What is required — Repeat all of the material below exactly as written, images excluded.

Given data —
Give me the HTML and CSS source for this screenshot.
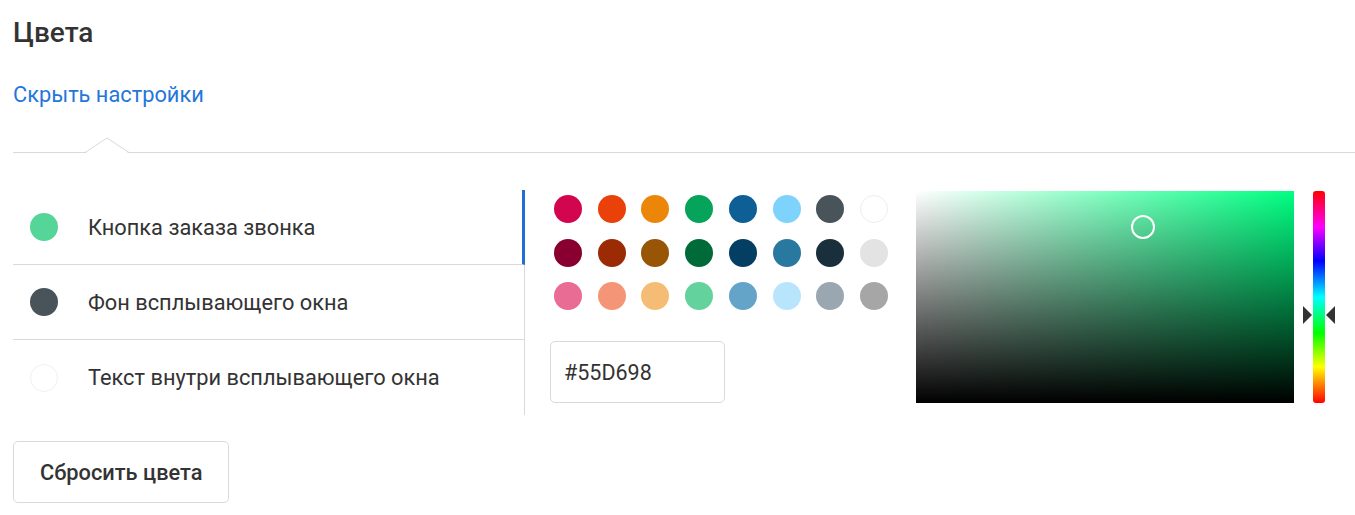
FILE: index.html
```html
<!DOCTYPE html>
<html lang="ru">
<head>
<meta charset="utf-8">
<link rel="stylesheet" href="styles.css">
</head>
<body>
<div class="page">
  <h1 class="title">Цвета</h1>
  <a class="toggle" href="#">Скрыть настройки</a>
  <div class="divider">
    <svg class="notch" width="46" height="17" viewBox="0 0 46 17"><polygon points="0,15.5 22,1 44,15.5" fill="#fff" stroke="#d9d9d9" stroke-width="1"/><rect x="1.5" y="15" width="41" height="2" fill="#fff"/></svg>
  </div>
  <div class="main">
    <div class="list">
      <div class="item active"><span class="dot" style="background:#55d698"></span><span class="label">Кнопка заказа звонка</span></div>
      <div class="item"><span class="dot" style="background:#48545a"></span><span class="label">Фон всплывающего окна</span></div>
      <div class="item last"><span class="dot dot-white"></span><span class="label">Текст внутри всплывающего окна</span></div>
    </div>
    <div class="palette">
      <div class="swatches">
        <span class="sw" style="background:#d1064f"></span>
        <span class="sw" style="background:#ea4009"></span>
        <span class="sw" style="background:#ec8609"></span>
        <span class="sw" style="background:#06a45b"></span>
        <span class="sw" style="background:#0e5f96"></span>
        <span class="sw" style="background:#7ed3fd"></span>
        <span class="sw" style="background:#48545a"></span>
        <span class="sw sw-white"></span>
        <span class="sw" style="background:#890030"></span>
        <span class="sw" style="background:#9a2b05"></span>
        <span class="sw" style="background:#985506"></span>
        <span class="sw" style="background:#006b38"></span>
        <span class="sw" style="background:#053e63"></span>
        <span class="sw" style="background:#2878a0"></span>
        <span class="sw" style="background:#1a2f3c"></span>
        <span class="sw" style="background:#e3e3e3"></span>
        <span class="sw" style="background:#e86c94"></span>
        <span class="sw" style="background:#f59577"></span>
        <span class="sw" style="background:#f5bc75"></span>
        <span class="sw" style="background:#64d29c"></span>
        <span class="sw" style="background:#65a4c9"></span>
        <span class="sw" style="background:#b9e5fc"></span>
        <span class="sw" style="background:#9aa7b0"></span>
        <span class="sw" style="background:#a6a6a6"></span>
      </div>
      <div class="hex">#55D698</div>
    </div>
    <div class="picker">
      <div class="sv">
        <div class="sv-white"></div>
        <div class="sv-black"></div>
        <span class="handle" style="left:227px;top:36px"></span>
      </div>
      <div class="hue">
        <span class="arrow arrow-l" style="top:124px"></span>
        <span class="arrow arrow-r" style="top:124px"></span>
      </div>
    </div>
  </div>
  <button class="reset" type="button">Сбросить цвета</button>
</div>
</body>
</html>
```
FILE: styles.css
```css
html, body {
  margin: 0;
  padding: 0;
  background: #fff;
}
body {
  font-family: Roboto, "Noto Sans", sans-serif;
  color: #333;
}
.page {
  padding: 0 0 0 13px;
}
.title {
  margin: 0;
  padding-top: 17px;
  font-size: 28px;
  line-height: 32px;
  font-weight: 500;
  color: #333;
}
.toggle {
  display: block;
  width: max-content;
  margin-top: 34px;
  font-size: 21.8px;
  line-height: 24px;
  color: #2576d9;
  text-decoration: none;
}
.divider {
  position: relative;
  margin-top: 30px;
  height: 15px;
  border-bottom: 1px solid #d9d9d9;
}
.notch {
  position: absolute;
  left: 72px;
  top: 0;
  display: block;
}
.main {
  display: flex;
  margin-top: 37px;
}
.list {
  width: 512px;
  flex: none;
}
.item {
  box-sizing: border-box;
  height: 75px;
  display: flex;
  align-items: center;
  padding-left: 17px;
  border-right: 1px solid #dadada;
  border-bottom: 1px solid #dadada;
}
.item.last {
  border-bottom: none;
}
.item.active {
  border-right: 3px solid #1f6fd6;
}
.dot {
  width: 28px;
  height: 28px;
  border-radius: 50%;
  flex: none;
}
.dot-white {
  box-sizing: border-box;
  border: 1px solid #f0f0f0;
  background: #fff;
}
.label {
  margin-left: 30px;
  font-size: 21.8px;
  color: #333;
}
.palette {
  width: 391px;
  flex: none;
  box-sizing: border-box;
  padding-left: 25px;
}
.swatches {
  margin: 5px 0 0 4px;
  display: grid;
  grid-template-columns: repeat(8, 28px);
  grid-auto-rows: 28px;
  column-gap: 15.71px;
  row-gap: 15.5px;
}
.sw {
  width: 28px;
  height: 28px;
  border-radius: 50%;
}
.sw-white {
  box-sizing: border-box;
  border: 1px solid #eee;
  background: #fff;
}
.hex {
  box-sizing: border-box;
  margin-top: 31px;
  width: 175px;
  height: 62px;
  border: 1px solid #d9d9d9;
  border-radius: 5px;
  display: flex;
  align-items: center;
  padding-left: 13px;
  font-size: 21.5px;
  color: #333;
}
.picker {
  display: flex;
  margin-top: 1px;
}
.sv {
  position: relative;
  width: 378px;
  height: 212px;
  background: #00ff82;
}
.sv-white,
.sv-black {
  position: absolute;
  inset: 0;
}
.sv-white {
  background: linear-gradient(to right, #fff, rgba(255,255,255,0));
}
.sv-black {
  background: linear-gradient(to bottom, rgba(0,0,0,0), #000);
}
.handle {
  position: absolute;
  width: 24px;
  height: 24px;
  margin: -12px 0 0 -12px;
  box-sizing: border-box;
  border: 2px solid #fff;
  border-radius: 50%;
}
.hue {
  position: relative;
  margin-left: 19px;
  width: 12px;
  height: 212px;
  border-radius: 3px;
  background: linear-gradient(to bottom, #ff0000 0%, #ff00ff 17%, #0000ff 33%, #00ffff 50%, #00ff00 67%, #ffff00 83%, #ff0000 100%);
}
.arrow {
  position: absolute;
  width: 0;
  height: 0;
  margin-top: -9px;
  border-top: 9px solid transparent;
  border-bottom: 9px solid transparent;
}
.arrow-l {
  left: -10px;
  border-left: 9px solid #333;
}
.arrow-r {
  right: -10px;
  border-right: 9px solid #333;
}
.reset {
  display: block;
  margin-top: 26px;
  box-sizing: border-box;
  height: 62px;
  padding: 0 26px;
  background: #fff;
  border: 1px solid #d9d9d9;
  border-radius: 5px;
  font-family: Roboto, "Noto Sans", sans-serif;
  font-size: 21.8px;
  font-weight: 500;
  color: #333;
}
```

Solution to the exercise —
Give me the HTML and CSS source for this screenshot.
FILE: index.html
```html
<!DOCTYPE html>
<html lang="ru">
<head>
<meta charset="utf-8">
<link rel="stylesheet" href="styles.css">
</head>
<body>
<div class="page">
  <h1 class="title">Цвета</h1>
  <a class="toggle" href="#">Скрыть настройки</a>
  <div class="divider">
    <svg class="notch" width="46" height="17" viewBox="0 0 46 17"><polygon points="0,15.5 22,1 44,15.5" fill="#fff" stroke="#d9d9d9" stroke-width="1"/><rect x="1.5" y="15" width="41" height="2" fill="#fff"/></svg>
  </div>
  <div class="main">
    <div class="list">
      <div class="item active"><span class="dot" style="background:#55d698"></span><span class="label">Кнопка заказа звонка</span></div>
      <div class="item"><span class="dot" style="background:#48545a"></span><span class="label">Фон всплывающего окна</span></div>
      <div class="item last"><span class="dot dot-white"></span><span class="label">Текст внутри всплывающего окна</span></div>
    </div>
    <div class="palette">
      <div class="swatches">
        <span class="sw" style="background:#d1064f"></span>
        <span class="sw" style="background:#ea4009"></span>
        <span class="sw" style="background:#ec8609"></span>
        <span class="sw" style="background:#06a45b"></span>
        <span class="sw" style="background:#0e5f96"></span>
        <span class="sw" style="background:#7ed3fd"></span>
        <span class="sw" style="background:#48545a"></span>
        <span class="sw sw-white"></span>
        <span class="sw" style="background:#890030"></span>
        <span class="sw" style="background:#9a2b05"></span>
        <span class="sw" style="background:#985506"></span>
        <span class="sw" style="background:#006b38"></span>
        <span class="sw" style="background:#053e63"></span>
        <span class="sw" style="background:#2878a0"></span>
        <span class="sw" style="background:#1a2f3c"></span>
        <span class="sw" style="background:#e3e3e3"></span>
        <span class="sw" style="background:#e86c94"></span>
        <span class="sw" style="background:#f59577"></span>
        <span class="sw" style="background:#f5bc75"></span>
        <span class="sw" style="background:#64d29c"></span>
        <span class="sw" style="background:#65a4c9"></span>
        <span class="sw" style="background:#b9e5fc"></span>
        <span class="sw" style="background:#9aa7b0"></span>
        <span class="sw" style="background:#a6a6a6"></span>
      </div>
      <div class="hex">#55D698</div>
    </div>
    <div class="picker">
      <div class="sv">
        <div class="sv-white"></div>
        <div class="sv-black"></div>
        <span class="handle" style="left:227px;top:36px"></span>
      </div>
      <div class="hue">
        <span class="arrow arrow-l" style="top:124px"></span>
        <span class="arrow arrow-r" style="top:124px"></span>
      </div>
    </div>
  </div>
  <button class="reset" type="button">Сбросить цвета</button>
</div>
</body>
</html>
```
FILE: styles.css
```css
html, body {
  margin: 0;
  padding: 0;
  background: #fff;
}
body {
  font-family: Roboto, "Noto Sans", sans-serif;
  color: #333;
}
.page {
  padding: 0 0 0 13px;
}
.title {
  margin: 0;
  padding-top: 17px;
  font-size: 28px;
  line-height: 32px;
  font-weight: 500;
  color: #333;
}
.toggle {
  display: block;
  width: max-content;
  margin-top: 34px;
  font-size: 21.8px;
  line-height: 24px;
  color: #2576d9;
  text-decoration: none;
}
.divider {
  position: relative;
  margin-top: 30px;
  height: 15px;
  border-bottom: 1px solid #d9d9d9;
}
.notch {
  position: absolute;
  left: 72px;
  top: 0;
  display: block;
}
.main {
  display: flex;
  margin-top: 37px;
}
.list {
  width: 512px;
  flex: none;
}
.item {
  box-sizing: border-box;
  height: 75px;
  display: flex;
  align-items: center;
  padding-left: 17px;
  border-right: 1px solid #dadada;
  border-bottom: 1px solid #dadada;
}
.item.last {
  border-bottom: none;
}
.item.active {
  border-right: 3px solid #1f6fd6;
}
.dot {
  width: 28px;
  height: 28px;
  border-radius: 50%;
  flex: none;
}
.dot-white {
  box-sizing: border-box;
  border: 1px solid #f0f0f0;
  background: #fff;
}
.label {
  margin-left: 30px;
  font-size: 21.8px;
  color: #333;
}
.palette {
  width: 391px;
  flex: none;
  box-sizing: border-box;
  padding-left: 25px;
}
.swatches {
  margin: 5px 0 0 4px;
  display: grid;
  grid-template-columns: repeat(8, 28px);
  grid-auto-rows: 28px;
  column-gap: 15.71px;
  row-gap: 15.5px;
}
.sw {
  width: 28px;
  height: 28px;
  border-radius: 50%;
}
.sw-white {
  box-sizing: border-box;
  border: 1px solid #eee;
  background: #fff;
}
.hex {
  box-sizing: border-box;
  margin-top: 31px;
  width: 175px;
  height: 62px;
  border: 1px solid #d9d9d9;
  border-radius: 5px;
  display: flex;
  align-items: center;
  padding-left: 13px;
  font-size: 21.5px;
  color: #333;
}
.picker {
  display: flex;
  margin-top: 1px;
}
.sv {
  position: relative;
  width: 378px;
  height: 212px;
  background: #00ff82;
}
.sv-white,
.sv-black {
  position: absolute;
  inset: 0;
}
.sv-white {
  background: linear-gradient(to right, #fff, rgba(255,255,255,0));
}
.sv-black {
  background: linear-gradient(to bottom, rgba(0,0,0,0), #000);
}
.handle {
  position: absolute;
  width: 24px;
  height: 24px;
  margin: -12px 0 0 -12px;
  box-sizing: border-box;
  border: 2px solid #fff;
  border-radius: 50%;
}
.hue {
  position: relative;
  margin-left: 19px;
  width: 12px;
  height: 212px;
  border-radius: 3px;
  background: linear-gradient(to bottom, #ff0000 0%, #ff00ff 17%, #0000ff 33%, #00ffff 50%, #00ff00 67%, #ffff00 83%, #ff0000 100%);
}
.arrow {
  position: absolute;
  width: 0;
  height: 0;
  margin-top: -9px;
  border-top: 9px solid transparent;
  border-bottom: 9px solid transparent;
}
.arrow-l {
  left: -10px;
  border-left: 9px solid #333;
}
.arrow-r {
  right: -10px;
  border-right: 9px solid #333;
}
.reset {
  display: block;
  margin-top: 26px;
  box-sizing: border-box;
  height: 62px;
  padding: 0 26px;
  background: #fff;
  border: 1px solid #d9d9d9;
  border-radius: 5px;
  font-family: Roboto, "Noto Sans", sans-serif;
  font-size: 21.8px;
  font-weight: 500;
  color: #333;
}
```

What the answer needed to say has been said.